MATC: A Foundation For Success

Solaris Inc. founder Kathy Weatherly credits MATC for accomplishments in medicine, business and life.

Kathy Weatherly outside in the sun

After selling her business, Kathy Weatherly focuses on philanthropy.

One class can change the course of a lifetime. For Kathy Weatherly, that class was at Milwaukee Area Technical College.

As a young mother working as a heating, ventilation and air conditioning operator and security guard at Northwestern Mutual Insurance Company, Weatherly started classes at MATC in January 1988. She enrolled in a course that explained how to study effectively, manage time efficiently, organize materials, cope with exams, write research papers and deliver oral presentations.

“I thought it was just about the most ridiculous class in the world,” Weatherly recalled. “But in the end, that course helped me and my children more than any other class I ever took. It became the basis for all the success I have had in my life.”

And Weatherly has had quite a lot of success. Her classes at MATC provided the foundation to earn three college degrees, work as an occupational therapist, start and operate a highly-successful, multi-million dollar medical equipment business and become a respected philanthropist and servant leader.

“At MATC, I found out I loved learning,” Weatherly said. “I loved reading books. It built my self-esteem and made me curious about the world. To me that’s what MATC represents: You can enter the next level of education with a support network to help overcome any fears and insecurities you might have.”

Born in Missoula, Montana, and raised in Washington state, Weatherly was never expected to — and certainly not encouraged to — attend college. “My mother always said ‘men go to college and women marry men,’” she said.

The family moved to Kennewick, Washington, and Weatherly graduated from Kamiakin High School in 1974. She met her husband, Richard, when he was serving as a VISTA volunteer. They married in 1975 and moved to Milwaukee, where Richard grew up and attended high school and college. He worked in the Waukesha school district while she raised their sons and worked at Northwestern Mutual.

Weatherly’s husband encouraged her to take classes, and MATC offered an affordable, convenient option with a diverse student population. “College was so foreign, so extremely frightening to me,” she remembered.

Technical Colleges are a way to get into the door and gain the skills that are in demand.

Kathy Weatherly MATC alumna

Despite her anxiety, she took several English courses, speech, anatomy, physiology, science and math. She took classes during the day, at night and on weekends, whenever she could fit them into her schedule. She would frequently take her kids to Chuck E. Cheese so they could play while she studied.

“The flexibility MATC offered was another great part of the experience,” she said. “I started out thinking I couldn’t do it, but I found out I could learn and I enjoyed learning.

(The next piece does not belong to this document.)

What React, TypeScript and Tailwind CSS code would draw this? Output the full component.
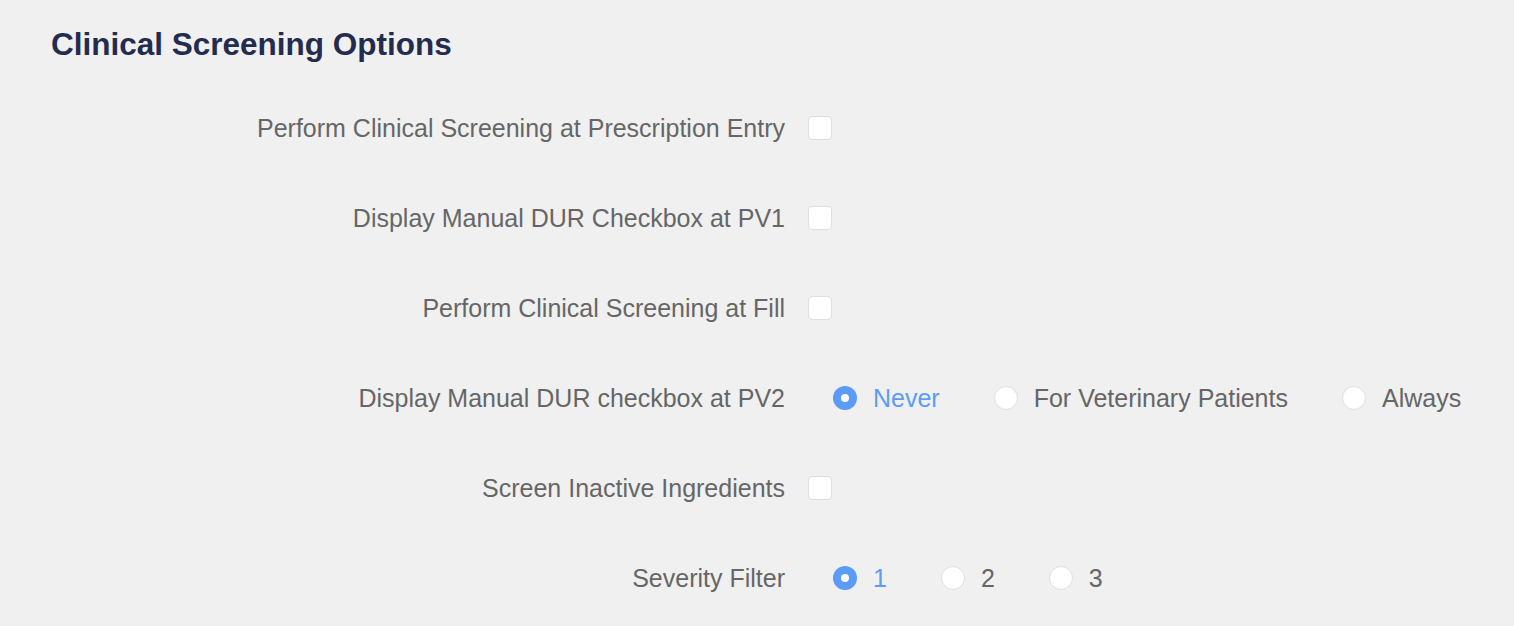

I became an education addict. My memories of MATC are so vivid because the school made such an impression on me. It represented a dramatic change in my life.”

Weatherly went on to earn three degrees from what is now Mount Mary University, in art, occupational therapy and business. She started working as an occupational therapist for Health Reach, a contract provider. There, she and several co-workers began trying to figure out ways to better treat lymphedema, a swelling of the skin caused by diseases like cancer.

They discovered something that worked — chipped foam covered in quilted sleeves — and began assembling customized compression products. Weatherly started making them at home, in her son Kyle’s bedroom while he was away at college. She soon expanded to the basement, then the living room. Kyle returned home from college and discovered “mom’s hobby” had turned into a big, burgeoning business — Solaris Inc. was born.

In 2006, Weatherly urged Kyle to take the helm of the company. From Weatherly’s Brookfield home, Solaris moved into a 15,000-square-foot facility in West Allis, then built a $5.3 million, 68,000-square-foot facility at the Menomonee Valley Industrial Center.

In 2014, the European firm Lohmann & Rauscher (L&R), an international supplier of medical devices and hygiene products, acquired Solaris for an undisclosed price — enough to take care of Weatherly and her family for the rest of their lives.

Today, Weatherly and her husband divide their time between Wisconsin and Florida. She joined the Lymphedema Association of North America (LANA) board in 2001, and now serves as vice president. She is coordinating and planning LANA’s lymphedema summit in October in St. Louis.

“The learning never stops,” she said. “It keeps me mentally busy, keeps me interested in learning. If I don’t have a project, I’ll make up something.”

Kyle Weatherly runs Vliet Street Capital, a Milwaukee investment firm that supports non-tech startups. Two of Kathy’s sons went to four-year colleges, while another took several classes at MATC before attending Pinellas Technical College in Florida. Today he’s a successful plumber and business owner.

“Technical colleges are a way to get in the door and gain the skills that are in demand,” Weatherly said.

And even one course at a technical college can make the difference.

“After a while, I gained the confidence that I needed, but the education all goes back to that one class at MATC,” Weatherly said. “Without that class, I wouldn’t have had the skillset to be successful.”